Rosas y espinas

El día después

Supongo que soy muy burro, pero con las predicciones macroeconómicas de crisis siempre me pasa la misma cosa. Nos anuncian ahora con convicción ineluctable que, cuando se domestique la pandemia de una u otra forma, nos preparemos para una recesión similar a la vivida tras la caída de Lehman Brothers. O sea, que sufriremos otra oleada de precarización laboral, pérdida de derechos y, en muchos casos, hambre. Porque no hay que olvidar que en la maltrecha España de hoy, como también sucedió en la España del crecimiento yuppie, hay gente que pasa hambre. Que no puede cubrir sus necesidades básicas. Este mismo periódico lleva la palabra maldita a los titulares de hoy: "La pandemia aflora el hambre: las peticiones de ayuda para comer crecen hasta un 50% en las grandes ciudades".

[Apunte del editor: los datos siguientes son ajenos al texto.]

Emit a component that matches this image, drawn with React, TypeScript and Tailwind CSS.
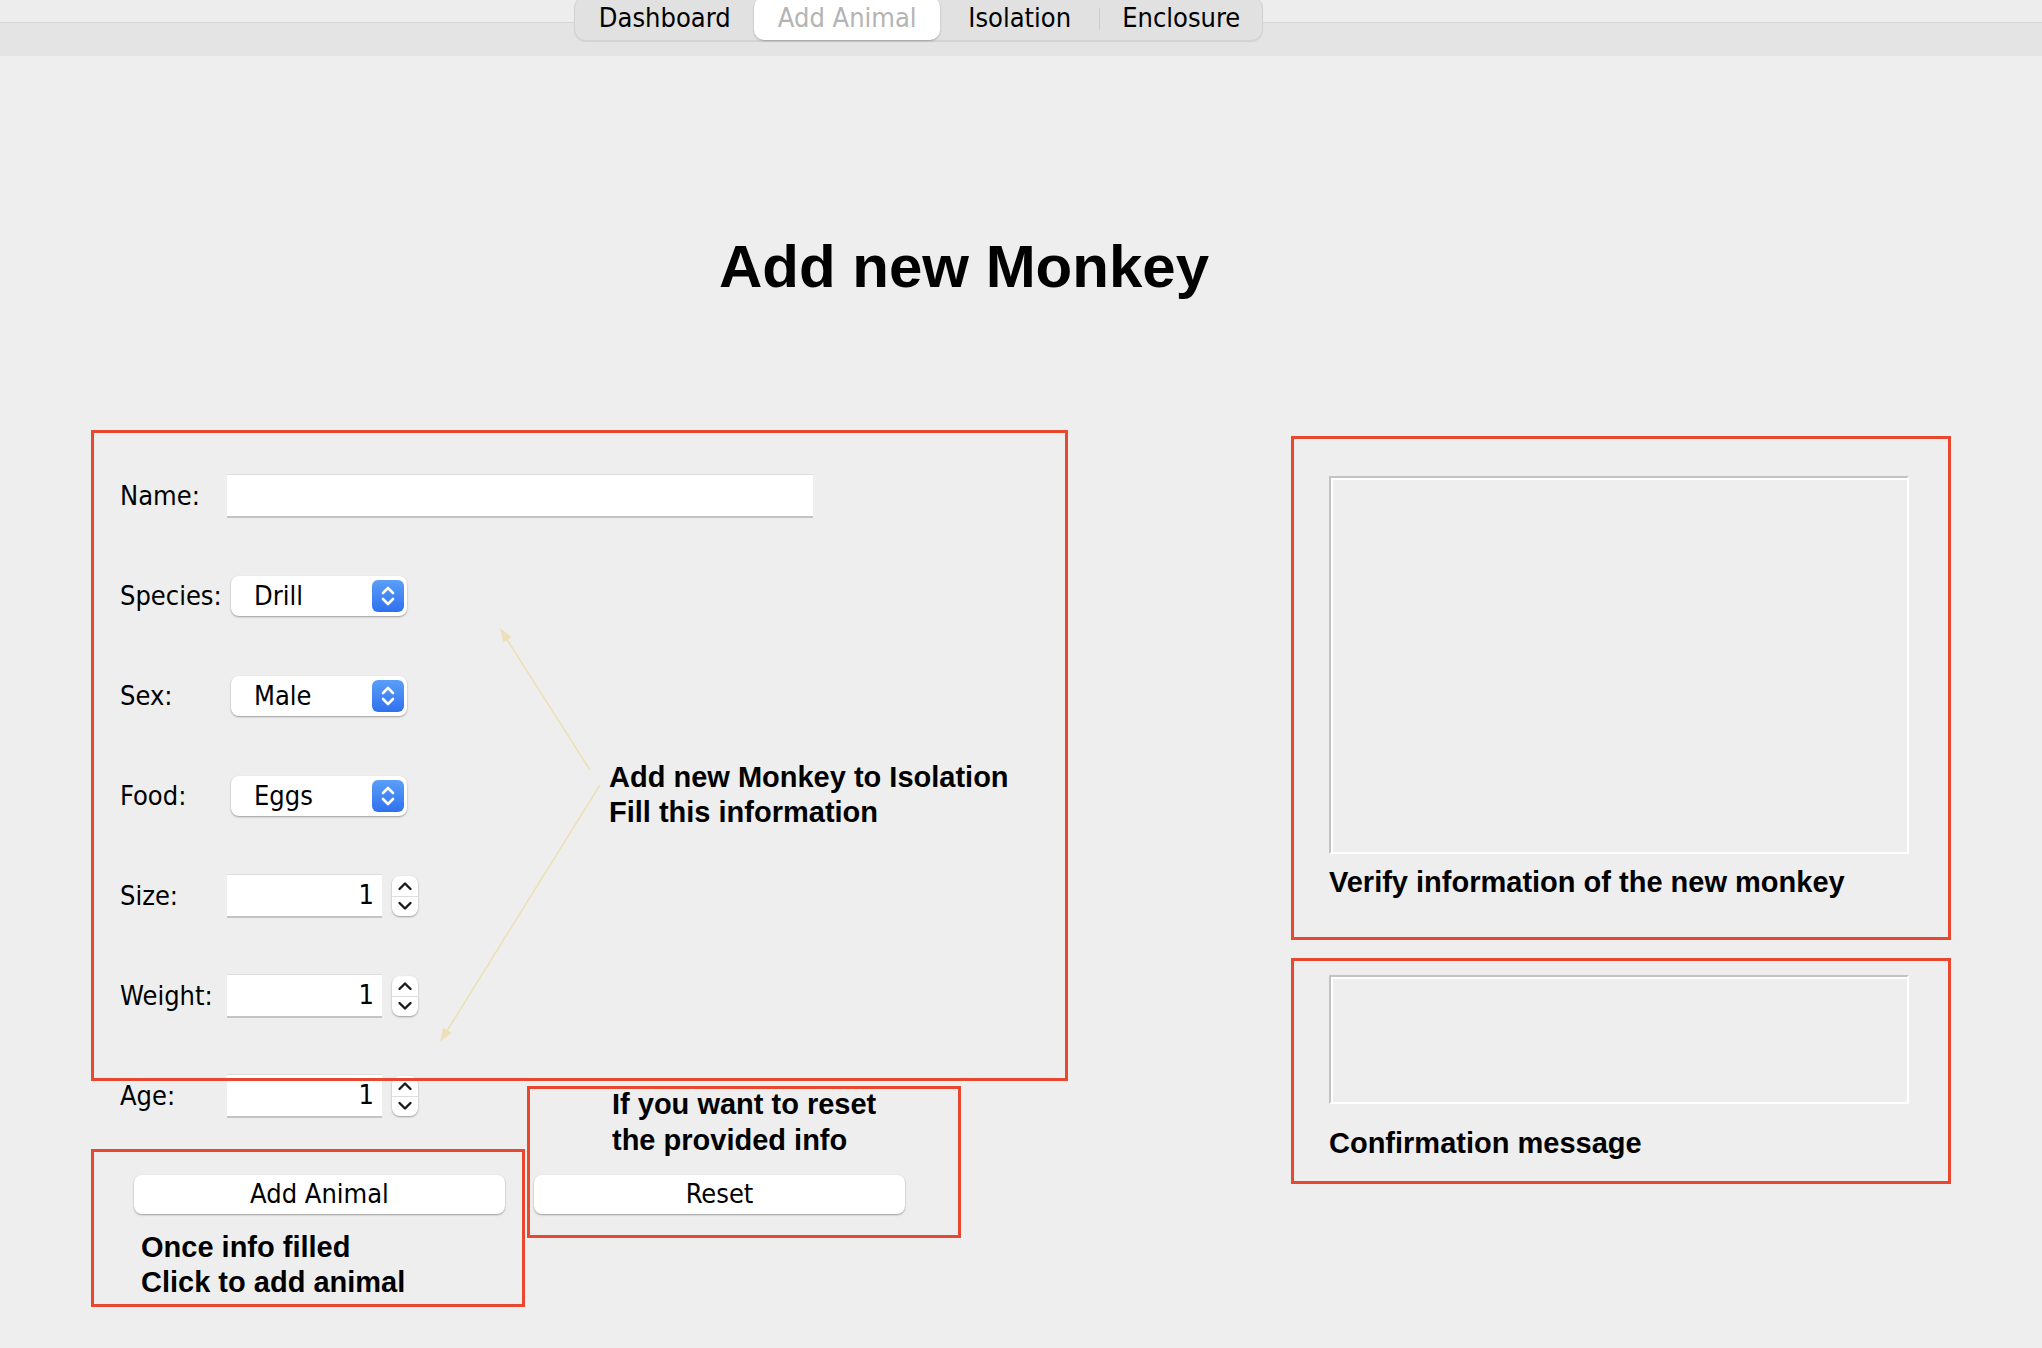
import React from "react"

const uiFont = "font-['DejaVu_Sans_Condensed','DejaVu_Sans',sans-serif] text-[27px]"
const ui = `${uiFont} text-black`
const note = "font-['Liberation_Sans',Arial,sans-serif] font-bold text-[29px] leading-[35px] text-black"
const red = "border-[3px] border-[#e8482f]"

const SelectBox = ({ value, className = "" }: { value: string; className?: string }) => (
    <div className={`w-[176px] h-[40px] bg-white rounded-[8px] shadow-[0_1px_2px_rgba(0,0,0,0.35)] flex items-center justify-between pl-[23px] pr-[3px] ${className}`}>
        <span className={ui}>{value}</span>
        <div className="w-[32px] h-[32px] rounded-[6px] bg-gradient-to-b from-[#5b9ef9] to-[#2f71ee] flex items-center justify-center">
            <svg width="32" height="32" viewBox="0 0 32 32" fill="none" stroke="white" strokeWidth="2.6" strokeLinecap="round" strokeLinejoin="round">
                <path d="M11 13 L16 8 L21 13" />
                <path d="M11 19 L16 24 L21 19" />
            </svg>
        </div>
    </div>
)

const NumberBox = ({ value }: { value: string }) => (
    <div className="flex items-center">
        <div className={`w-[155px] h-[44px] bg-white border-t border-[#dcdcdc] border-b-2 border-b-[#c4c4c4] flex items-center justify-end pr-[8px] ${ui}`}>{value}</div>
        <div className="ml-[10px] w-[26px] h-[40px] bg-white rounded-[8px] shadow-[0_1px_2px_rgba(0,0,0,0.35)] flex flex-col">
            <div className="flex-1 flex items-center justify-center border-b border-[#dddddd]">
                <svg width="18" height="14" viewBox="0 0 18 14" fill="none" stroke="#1a1a1a" strokeWidth="2.4" strokeLinecap="round" strokeLinejoin="round">
                    <path d="M3.5 10 L9 4.5 L14.5 10" />
                </svg>
            </div>
            <div className="flex-1 flex items-center justify-center">
                <svg width="18" height="14" viewBox="0 0 18 14" fill="none" stroke="#1a1a1a" strokeWidth="2.4" strokeLinecap="round" strokeLinejoin="round">
                    <path d="M3.5 4 L9 9.5 L14.5 4" />
                </svg>
            </div>
        </div>
    </div>
)

const Row = ({ label, children }: { label: string; children: React.ReactNode }) => (
    <div className="h-[100px] flex items-center">
        <span className={`${ui} w-[107px]`}>{label}</span>
        {children}
    </div>
)

const Button = ({ text }: { text: string }) => (
    <div className={`w-[371px] h-[39px] bg-white rounded-[8px] shadow-[0_1px_2px_rgba(0,0,0,0.35)] flex items-center justify-center ${ui}`}>{text}</div>
)

const TextPanel = ({ h }: { h: string }) => (
    <div className={`w-[580px] ${h} border-2 border-t-[#c2c2c2] border-l-[#c2c2c2] border-r-white border-b-white shadow-[inset_2px_2px_0_#ffffff]`} />
)

export default function App() {
    return (
        <div className="min-h-screen w-[2042px] bg-[#eeeeee] overflow-hidden">
            {/* top tab bar */}
            <div className="flex items-start h-[56px] bg-[linear-gradient(to_bottom,#ededed_0,#ededed_22px,#d6d6d6_22px,#d6d6d6_23px,#e4e4e4_23px)] pl-[574px]">
                <div className="mt-[-4px] h-[45px] w-[689px] flex items-center rounded-[12px] bg-[#e1e1e1] border border-[#d3d3d3] shadow-[0_1px_1px_rgba(0,0,0,0.08)]">
                    <div className={`w-[180px] text-center ${ui}`}>Dashboard</div>
                    <div className={`w-[186px] h-[43px] self-start bg-white rounded-[10px] shadow-[0_1px_2px_rgba(0,0,0,0.25)] flex items-center justify-center ${uiFont} text-[#b4b4b4] [text-shadow:0_1px_0_#ffffff]`}>Add Animal</div>
                    <div className={`w-[160px] text-center ${ui}`}>Isolation</div>
                    <div className="w-px h-[22px] bg-[#cdcdcd]" />
                    <div className={`w-[162px] text-center ${ui}`}>Enclosure</div>
                </div>
            </div>

            <div className="mt-[181px] w-[1928px] text-center font-['Liberation_Sans',Arial,sans-serif] font-bold text-[60px] leading-[60px] text-black">
                Add new Monkey
            </div>

            <div className="mt-[133px] flex pl-[91px]">
                {/* left side: form */}
                <div className="w-[977px]">
                    <div className={`relative z-10 h-[651px] ${red} pl-[26px] pt-[13px]`}>
                        <Row label="Name:">
                            <div className="w-[586px] h-[44px] bg-white border-t border-[#dcdcdc] border-b-2 border-b-[#c4c4c4]" />
                        </Row>
                        <Row label="Species:"><SelectBox value="Drill" className="ml-[4px]" /></Row>
                        <Row label="Sex:"><SelectBox value="Male" className="ml-[4px]" /></Row>
                        <Row label="Food:"><SelectBox value="Eggs" className="ml-[4px]" /></Row>
                        <Row label="Size:"><NumberBox value="1" /></Row>
                        <Row label="Weight:"><NumberBox value="1" /></Row>

                        <div className={`absolute left-[515px] top-[327px] ${note}`}>
                            <div>Add new Monkey to Isolation</div>
                            <div>Fill this information</div>
                        </div>
                        <svg className="absolute left-0 top-0 pointer-events-none" width="970" height="645" viewBox="0 0 970 645">
                            <line x1="496" y1="337" x2="410" y2="202" stroke="#ede0b8" strokeWidth="1.6" />
                            <polygon points="406,195 417.7,204.1 409.3,209.5" fill="#ede0b8" />
                            <line x1="506" y1="352" x2="351" y2="601" stroke="#ede0b8" strokeWidth="1.6" />
                            <polygon points="346,609 357.6,599.7 349.2,594.5" fill="#ede0b8" />
                        </svg>
                    </div>

                    <div className="flex items-start">
                        <div className="w-[434px]">
                            <div className="mt-[-35px] pl-[29px]">
                                <Row label="Age:"><NumberBox value="1" /></Row>
                            </div>
                            <div className={`mt-[3px] h-[158px] ${red} pl-[40px] pt-[23px]`}>
                                <Button text="Add Animal" />
                                <div className={`mt-[16px] ml-[7px] ${note}`}>
                                    <div>Once info filled</div>
                                    <div>Click to add animal</div>
                                </div>
                            </div>
                        </div>
                        <div className={`ml-[2px] mt-[5px] w-[434px] h-[152px] ${red} pl-[4px]`}>
                            <div className={`mt-[-3px] ml-[78px] ${note} leading-[36px]`}>
                                <div>If you want to reset</div>
                                <div>the provided info</div>
                            </div>
                            <div className="mt-[17px]"><Button text="Reset" /></div>
                        </div>
                    </div>
                </div>

                {/* right side: output panels */}
                <div className="ml-[223px] mt-[6px] w-[660px]">
                    <div className={`h-[504px] ${red} pl-[35px] pt-[37px]`}>
                        <TextPanel h="h-[378px]" />
                        <div className={`mt-[11px] ${note}`}>Verify information of the new monkey</div>
                    </div>
                    <div className={`mt-[18px] h-[226px] ${red} pl-[35px] pt-[14px]`}>
                        <TextPanel h="h-[129px]" />
                        <div className={`mt-[22px] ${note}`}>Confirmation message</div>
                    </div>
                </div>
            </div>
        </div>
    )
}
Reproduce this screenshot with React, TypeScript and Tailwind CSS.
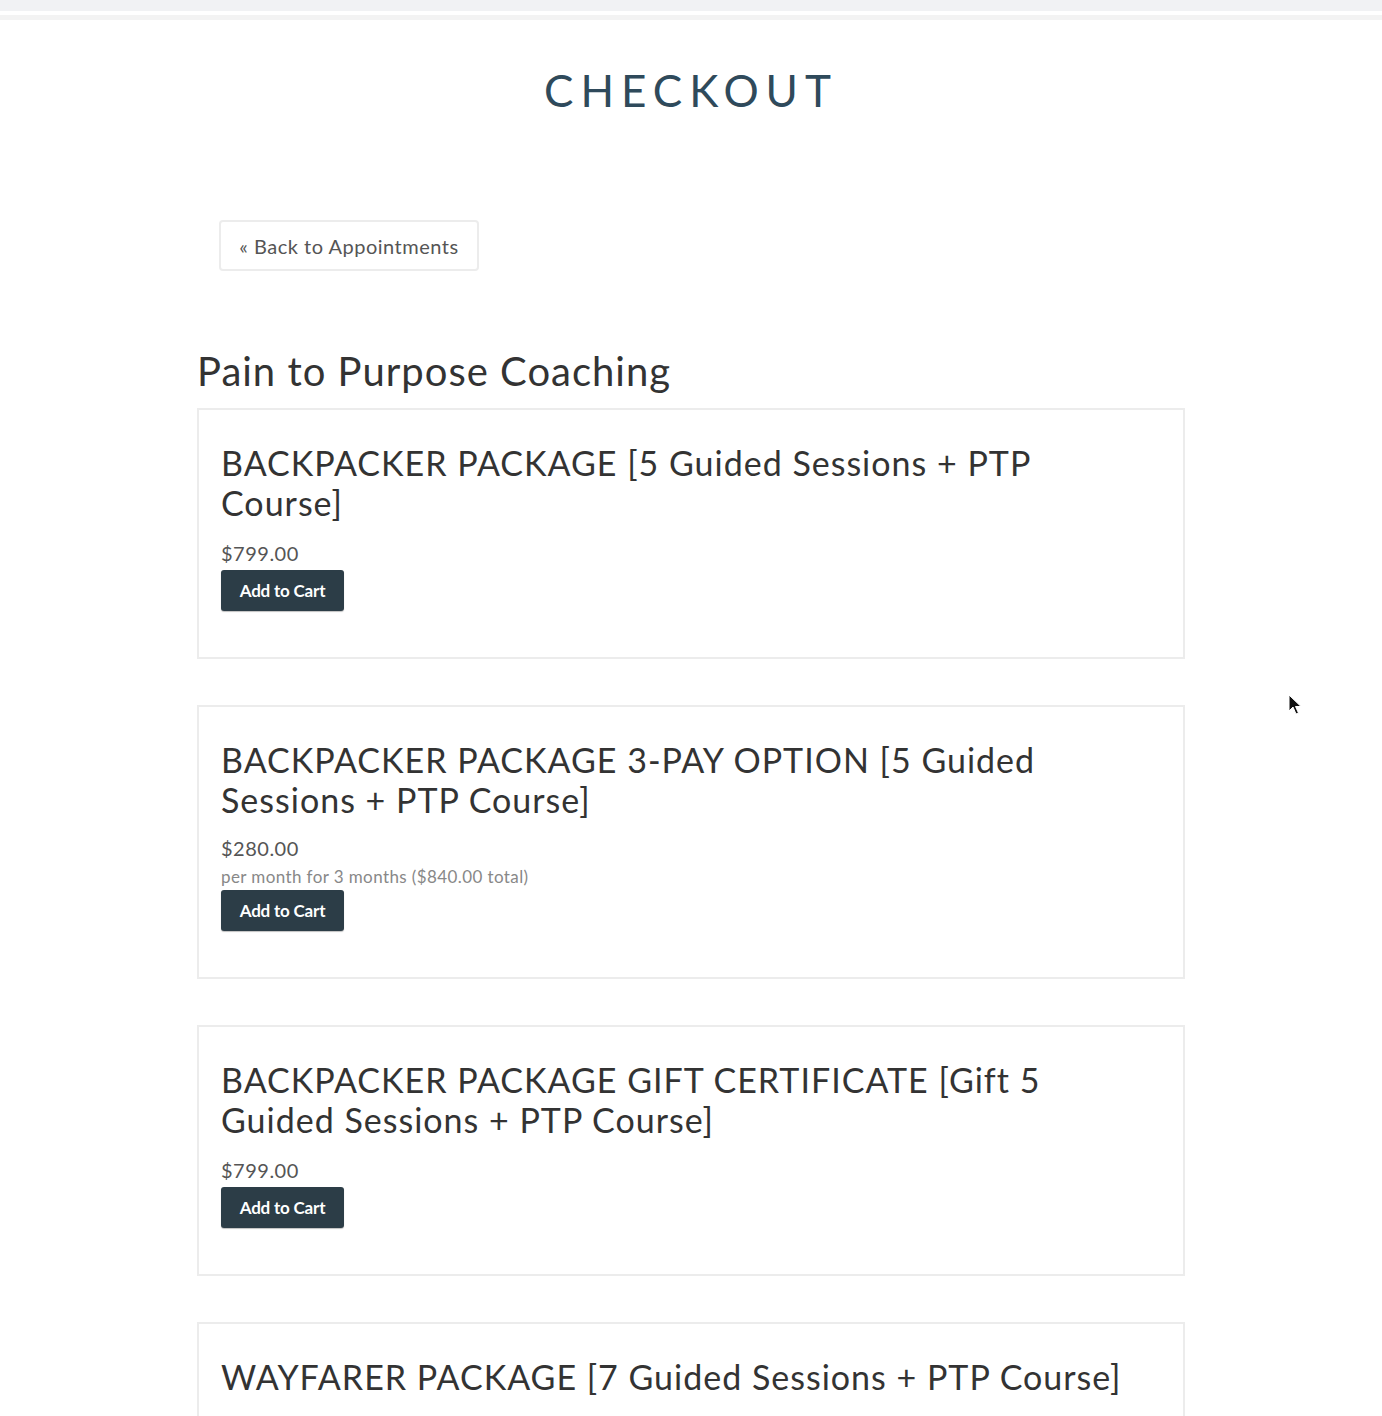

Sin embargo, si lo miramos con simpleza de pastorcillo bucólico, cuando todo esto pase no habrá nada esencial menos de lo que ya existía antes de aparecer el coronavirus. O sea, los campos no están arrasados y podremos producir las mismas cosechas. Las gallinas, los cerdos, las vacas y las merluzas que nos dan de comer no han sido arrasadas por un meteorito. Las fábricas podrán recuperar su aliento sin otro recado que un engrasado de máquinas bostezantes. El agua, más o menos igual de sucia, seguirá corriendo por nuestros ríos. Y todo en este plan. No veo yo, por tanto, que los que nos preocupamos por comer tengamos que sentir intimidación alguna: hay agua y comida para todos. Incluso seguirá habiendo para todos si decidimos acabar con el hambre y la sed del mundo, decían los expertos. Leo en eldiario.es (suerte, compañeros) que los ganaderos españoles están tirando leche porque no le encuentran salida comercial. Por poner un ejemplo azaroso.

Sin embargo, ahí están los que saben, preparándonos para interiorizar que cuando volvamos a la normalidad habrá menos pan, menos agua, menos peces, menos carne y menos piña para la pizza blasfema. Al pueblo español le tocará sufrir otra vez, decía el otro día un abnegado tertuliano de cuyo nombre no puedo acordarme.

Es verdad que hemos dejado de fabricar coches y lavadoras, que se han cerrado los Burger King, que ya no quedan en el súper muchas lacas para el pelo, que los astronautas se están mirando el dedo y no la luna, que las pistas de pádel están vacías, que la Bolsa se desploma un 22%... Pero todo eso es ficción de mercado. Nadie morirá si no se fabrica un solo coche en el mundo durante seis meses. Si no volviera a abrir un Burger (otra cosa son las benditas tabernas). Tampoco tendría que morir nadie si la Bolsa cayera al 100%, salvo algún banquero histérico con rascacielos a mano y corazón en blanco y negro. Por alguna razón inextricable, tengo la infundada pero preciosa certeza de que el mundo está siendo mejor durante estos días en los que el ser humano ha sido encarcelado en preventiva. Desde mi jardín humilde, veo y escucho la naturaleza, y la siento estos días raramente feliz (perdón por la horterada, pero esas cosas se notan si convives con un jardín salvaje durante veinte años).

El día después, sin embargo, cuando recuperemos todo eso, resulta que nos dicen que va a haber menos, que nos vayamos preparando los de siempre, que pertrechemos nuestras almas para un nuevo tiempo de economía guerrera, que nos despidamos del jardín. Yo creo que, al menos por una vez, no deberíamos dejar que nos engañasen. El día después no va a haber menos. Habrá lo mismo pero estará aun peor repartido.